• [Task requirements] Track down each line that has the word "styles" and copy it.
··········
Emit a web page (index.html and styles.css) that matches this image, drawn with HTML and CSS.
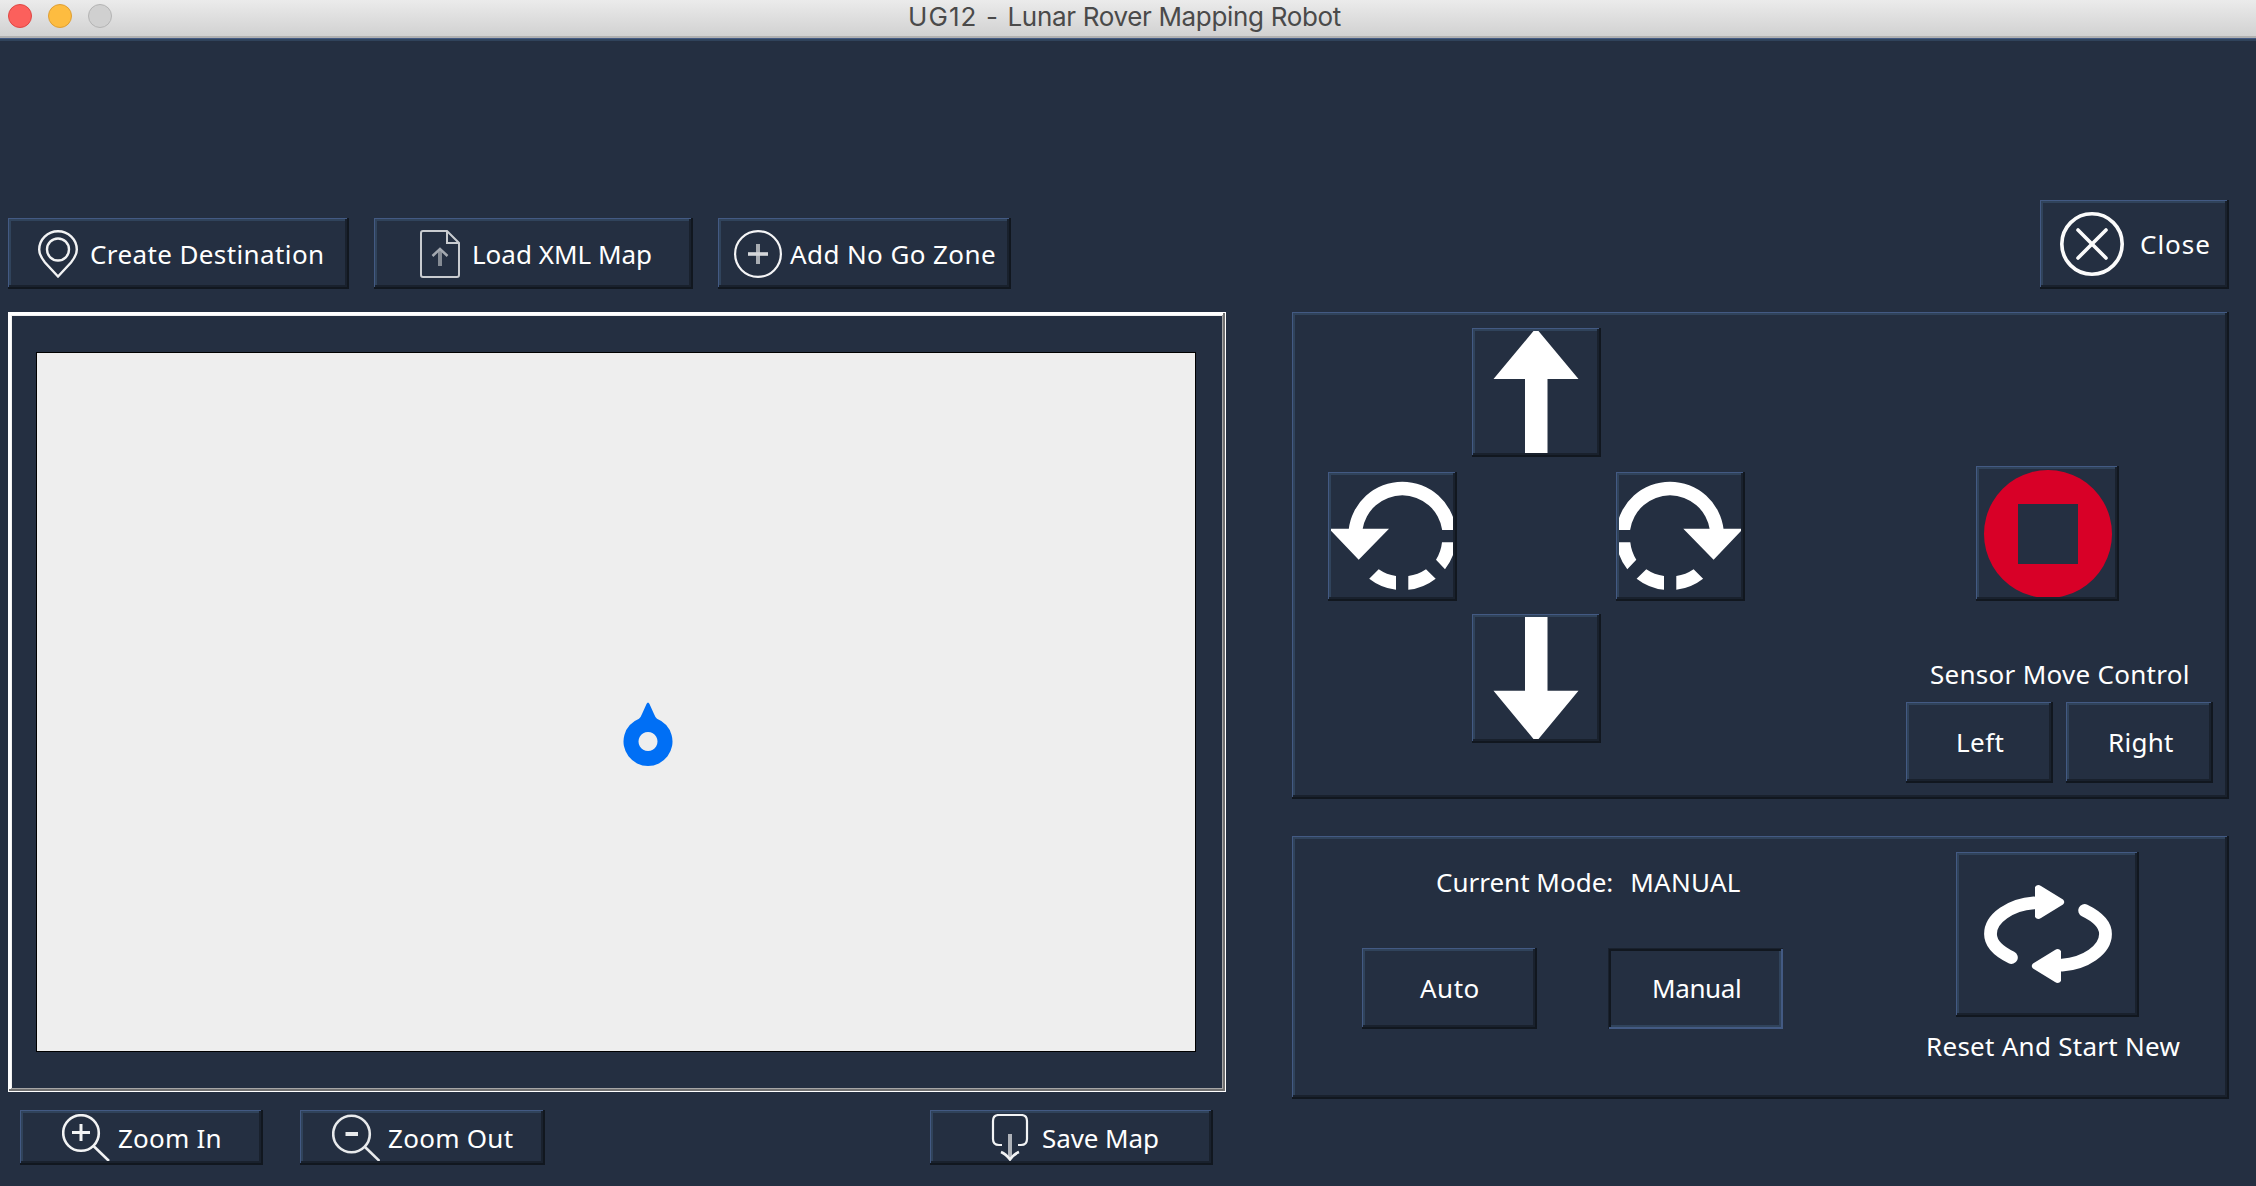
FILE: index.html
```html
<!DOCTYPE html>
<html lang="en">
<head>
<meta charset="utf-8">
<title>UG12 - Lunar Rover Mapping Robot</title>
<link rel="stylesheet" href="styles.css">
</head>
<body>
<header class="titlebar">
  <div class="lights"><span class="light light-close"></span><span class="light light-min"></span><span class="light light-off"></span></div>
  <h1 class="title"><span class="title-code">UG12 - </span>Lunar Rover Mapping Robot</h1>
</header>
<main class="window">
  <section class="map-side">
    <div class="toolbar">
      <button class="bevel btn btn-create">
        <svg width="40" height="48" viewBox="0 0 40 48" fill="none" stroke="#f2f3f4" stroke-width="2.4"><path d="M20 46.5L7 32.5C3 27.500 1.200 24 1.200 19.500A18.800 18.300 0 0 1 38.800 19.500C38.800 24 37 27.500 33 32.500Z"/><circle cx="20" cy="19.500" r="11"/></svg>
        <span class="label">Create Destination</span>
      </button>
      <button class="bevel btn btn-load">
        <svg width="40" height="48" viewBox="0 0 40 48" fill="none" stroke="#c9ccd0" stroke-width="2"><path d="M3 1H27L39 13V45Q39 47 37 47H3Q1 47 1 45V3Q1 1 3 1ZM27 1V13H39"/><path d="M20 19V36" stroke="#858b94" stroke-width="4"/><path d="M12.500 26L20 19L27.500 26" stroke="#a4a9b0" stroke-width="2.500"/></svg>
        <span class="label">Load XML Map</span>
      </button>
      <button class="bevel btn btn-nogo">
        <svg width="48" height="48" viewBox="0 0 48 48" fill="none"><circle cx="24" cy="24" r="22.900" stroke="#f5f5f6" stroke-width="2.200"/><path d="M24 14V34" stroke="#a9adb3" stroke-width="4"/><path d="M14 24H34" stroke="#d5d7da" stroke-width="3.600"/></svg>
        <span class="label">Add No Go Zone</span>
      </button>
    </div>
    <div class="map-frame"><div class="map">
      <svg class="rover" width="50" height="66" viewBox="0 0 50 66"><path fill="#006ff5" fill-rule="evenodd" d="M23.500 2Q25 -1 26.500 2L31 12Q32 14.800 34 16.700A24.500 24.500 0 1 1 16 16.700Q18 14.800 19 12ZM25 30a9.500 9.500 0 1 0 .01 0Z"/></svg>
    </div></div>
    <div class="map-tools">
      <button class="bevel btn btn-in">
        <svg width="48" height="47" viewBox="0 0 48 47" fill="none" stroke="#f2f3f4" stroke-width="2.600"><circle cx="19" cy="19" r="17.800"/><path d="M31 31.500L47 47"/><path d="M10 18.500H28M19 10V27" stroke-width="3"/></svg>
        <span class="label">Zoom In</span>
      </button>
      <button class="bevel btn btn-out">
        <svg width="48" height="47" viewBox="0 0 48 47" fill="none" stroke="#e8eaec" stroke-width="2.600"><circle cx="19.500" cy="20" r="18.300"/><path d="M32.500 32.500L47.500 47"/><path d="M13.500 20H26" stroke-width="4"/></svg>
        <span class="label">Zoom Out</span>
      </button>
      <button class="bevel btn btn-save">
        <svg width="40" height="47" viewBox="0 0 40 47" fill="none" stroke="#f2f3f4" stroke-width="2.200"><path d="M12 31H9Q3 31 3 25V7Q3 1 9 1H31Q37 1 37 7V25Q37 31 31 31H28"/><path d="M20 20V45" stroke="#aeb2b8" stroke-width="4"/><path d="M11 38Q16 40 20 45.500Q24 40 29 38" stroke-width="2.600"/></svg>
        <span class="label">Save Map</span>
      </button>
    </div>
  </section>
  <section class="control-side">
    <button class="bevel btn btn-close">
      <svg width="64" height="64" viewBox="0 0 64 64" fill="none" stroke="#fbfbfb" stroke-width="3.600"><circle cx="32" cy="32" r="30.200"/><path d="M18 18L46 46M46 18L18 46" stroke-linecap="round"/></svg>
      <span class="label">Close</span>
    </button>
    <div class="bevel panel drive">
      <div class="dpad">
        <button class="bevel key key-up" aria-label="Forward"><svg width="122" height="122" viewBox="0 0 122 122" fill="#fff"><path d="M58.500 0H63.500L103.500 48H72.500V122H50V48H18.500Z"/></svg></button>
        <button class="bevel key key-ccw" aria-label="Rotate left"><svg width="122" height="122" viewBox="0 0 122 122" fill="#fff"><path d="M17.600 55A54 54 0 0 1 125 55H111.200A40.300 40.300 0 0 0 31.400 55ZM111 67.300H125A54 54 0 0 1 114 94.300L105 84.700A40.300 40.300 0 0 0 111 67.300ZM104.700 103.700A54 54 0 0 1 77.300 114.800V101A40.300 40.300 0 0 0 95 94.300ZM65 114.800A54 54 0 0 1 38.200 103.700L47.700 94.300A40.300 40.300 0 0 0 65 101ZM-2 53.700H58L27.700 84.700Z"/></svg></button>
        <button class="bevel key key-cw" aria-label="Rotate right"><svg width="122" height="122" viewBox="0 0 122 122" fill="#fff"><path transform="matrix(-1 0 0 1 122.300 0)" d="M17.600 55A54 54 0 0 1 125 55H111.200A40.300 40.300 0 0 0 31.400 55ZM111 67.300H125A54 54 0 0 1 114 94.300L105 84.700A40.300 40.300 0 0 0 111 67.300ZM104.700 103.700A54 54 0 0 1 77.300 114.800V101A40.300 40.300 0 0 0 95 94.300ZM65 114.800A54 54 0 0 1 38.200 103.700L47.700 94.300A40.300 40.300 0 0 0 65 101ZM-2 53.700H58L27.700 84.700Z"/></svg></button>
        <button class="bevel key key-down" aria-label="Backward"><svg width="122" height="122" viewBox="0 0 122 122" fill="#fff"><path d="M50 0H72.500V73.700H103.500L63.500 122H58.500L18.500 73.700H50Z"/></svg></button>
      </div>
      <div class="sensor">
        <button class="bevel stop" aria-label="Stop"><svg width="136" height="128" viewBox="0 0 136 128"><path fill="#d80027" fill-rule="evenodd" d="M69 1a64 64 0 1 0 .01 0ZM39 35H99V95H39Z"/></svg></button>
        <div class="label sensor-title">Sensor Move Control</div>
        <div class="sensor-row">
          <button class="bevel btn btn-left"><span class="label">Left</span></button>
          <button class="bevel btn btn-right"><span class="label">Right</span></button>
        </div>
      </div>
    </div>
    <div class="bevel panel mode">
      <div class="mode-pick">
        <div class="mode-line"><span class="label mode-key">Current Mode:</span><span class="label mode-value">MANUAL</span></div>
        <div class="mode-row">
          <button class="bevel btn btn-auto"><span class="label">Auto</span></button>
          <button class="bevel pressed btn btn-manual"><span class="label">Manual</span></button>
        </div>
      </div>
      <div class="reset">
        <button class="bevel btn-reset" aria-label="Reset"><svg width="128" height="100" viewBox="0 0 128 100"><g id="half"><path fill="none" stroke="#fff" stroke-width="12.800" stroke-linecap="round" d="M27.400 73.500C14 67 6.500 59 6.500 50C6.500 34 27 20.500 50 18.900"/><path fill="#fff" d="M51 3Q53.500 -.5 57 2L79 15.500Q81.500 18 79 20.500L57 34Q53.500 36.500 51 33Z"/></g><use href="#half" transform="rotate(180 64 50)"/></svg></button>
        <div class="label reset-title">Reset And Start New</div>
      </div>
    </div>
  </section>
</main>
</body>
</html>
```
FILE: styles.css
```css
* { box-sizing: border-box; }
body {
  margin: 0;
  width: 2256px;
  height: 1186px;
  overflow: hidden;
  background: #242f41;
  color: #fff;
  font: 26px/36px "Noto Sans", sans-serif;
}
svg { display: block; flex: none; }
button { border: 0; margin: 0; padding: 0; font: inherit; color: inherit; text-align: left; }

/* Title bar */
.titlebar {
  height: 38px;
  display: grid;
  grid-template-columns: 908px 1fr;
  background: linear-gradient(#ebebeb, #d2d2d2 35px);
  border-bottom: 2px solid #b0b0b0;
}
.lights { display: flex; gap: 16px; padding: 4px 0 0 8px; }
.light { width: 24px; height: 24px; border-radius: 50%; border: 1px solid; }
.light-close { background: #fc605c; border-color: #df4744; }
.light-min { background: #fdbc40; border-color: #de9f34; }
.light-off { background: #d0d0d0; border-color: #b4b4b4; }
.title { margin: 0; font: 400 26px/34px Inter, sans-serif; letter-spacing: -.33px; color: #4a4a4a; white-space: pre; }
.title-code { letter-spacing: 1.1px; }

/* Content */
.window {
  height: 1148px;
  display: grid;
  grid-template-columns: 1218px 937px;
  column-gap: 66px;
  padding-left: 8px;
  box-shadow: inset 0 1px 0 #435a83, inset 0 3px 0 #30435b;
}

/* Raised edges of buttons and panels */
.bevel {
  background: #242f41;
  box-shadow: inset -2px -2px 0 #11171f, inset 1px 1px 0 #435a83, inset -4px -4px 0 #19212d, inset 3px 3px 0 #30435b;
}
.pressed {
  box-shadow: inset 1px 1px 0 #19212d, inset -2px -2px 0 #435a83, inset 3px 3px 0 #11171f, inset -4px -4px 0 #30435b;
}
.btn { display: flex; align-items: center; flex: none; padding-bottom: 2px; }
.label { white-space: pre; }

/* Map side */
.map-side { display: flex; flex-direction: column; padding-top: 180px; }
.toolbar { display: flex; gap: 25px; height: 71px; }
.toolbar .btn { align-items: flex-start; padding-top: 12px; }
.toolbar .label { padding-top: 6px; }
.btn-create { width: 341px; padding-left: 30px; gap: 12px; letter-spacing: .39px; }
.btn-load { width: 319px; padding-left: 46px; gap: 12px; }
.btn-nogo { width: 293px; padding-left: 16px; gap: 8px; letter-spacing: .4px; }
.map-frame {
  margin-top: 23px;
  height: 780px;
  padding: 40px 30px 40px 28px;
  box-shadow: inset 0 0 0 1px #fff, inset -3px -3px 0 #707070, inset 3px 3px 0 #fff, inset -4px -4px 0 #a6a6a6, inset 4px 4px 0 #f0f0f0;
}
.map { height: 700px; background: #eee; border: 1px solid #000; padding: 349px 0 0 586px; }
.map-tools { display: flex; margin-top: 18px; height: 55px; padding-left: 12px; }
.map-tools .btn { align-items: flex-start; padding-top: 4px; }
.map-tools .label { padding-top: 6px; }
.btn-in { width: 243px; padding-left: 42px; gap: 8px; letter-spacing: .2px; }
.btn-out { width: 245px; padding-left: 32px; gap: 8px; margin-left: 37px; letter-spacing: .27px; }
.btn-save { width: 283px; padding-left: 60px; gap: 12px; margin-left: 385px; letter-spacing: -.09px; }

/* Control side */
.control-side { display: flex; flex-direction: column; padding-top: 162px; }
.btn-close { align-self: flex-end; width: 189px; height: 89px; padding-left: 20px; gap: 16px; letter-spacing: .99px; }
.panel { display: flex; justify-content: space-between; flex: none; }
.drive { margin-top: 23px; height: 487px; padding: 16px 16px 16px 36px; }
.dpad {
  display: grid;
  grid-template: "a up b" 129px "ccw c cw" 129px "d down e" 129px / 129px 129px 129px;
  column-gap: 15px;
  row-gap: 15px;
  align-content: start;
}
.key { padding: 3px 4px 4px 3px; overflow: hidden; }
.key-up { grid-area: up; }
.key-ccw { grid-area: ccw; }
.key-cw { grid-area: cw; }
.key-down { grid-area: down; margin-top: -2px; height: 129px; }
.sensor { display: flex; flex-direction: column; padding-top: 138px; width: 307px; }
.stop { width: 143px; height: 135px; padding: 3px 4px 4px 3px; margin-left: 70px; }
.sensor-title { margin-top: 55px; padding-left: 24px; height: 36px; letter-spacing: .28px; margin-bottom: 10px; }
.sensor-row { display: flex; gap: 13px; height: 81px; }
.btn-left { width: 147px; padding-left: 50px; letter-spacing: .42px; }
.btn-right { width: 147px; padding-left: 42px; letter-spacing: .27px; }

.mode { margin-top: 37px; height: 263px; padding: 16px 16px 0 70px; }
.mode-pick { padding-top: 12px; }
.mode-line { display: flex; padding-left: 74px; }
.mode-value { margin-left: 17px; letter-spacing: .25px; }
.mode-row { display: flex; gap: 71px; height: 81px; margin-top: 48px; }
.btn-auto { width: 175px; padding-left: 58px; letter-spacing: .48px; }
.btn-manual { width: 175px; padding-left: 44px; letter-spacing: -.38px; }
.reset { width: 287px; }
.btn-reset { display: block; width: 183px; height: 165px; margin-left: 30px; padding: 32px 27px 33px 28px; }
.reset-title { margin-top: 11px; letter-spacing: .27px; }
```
··········
• [Exercise result]
Emit a web page (index.html and styles.css) that matches this image, drawn with HTML and CSS.
<link rel="stylesheet" href="styles.css">
FILE: styles.css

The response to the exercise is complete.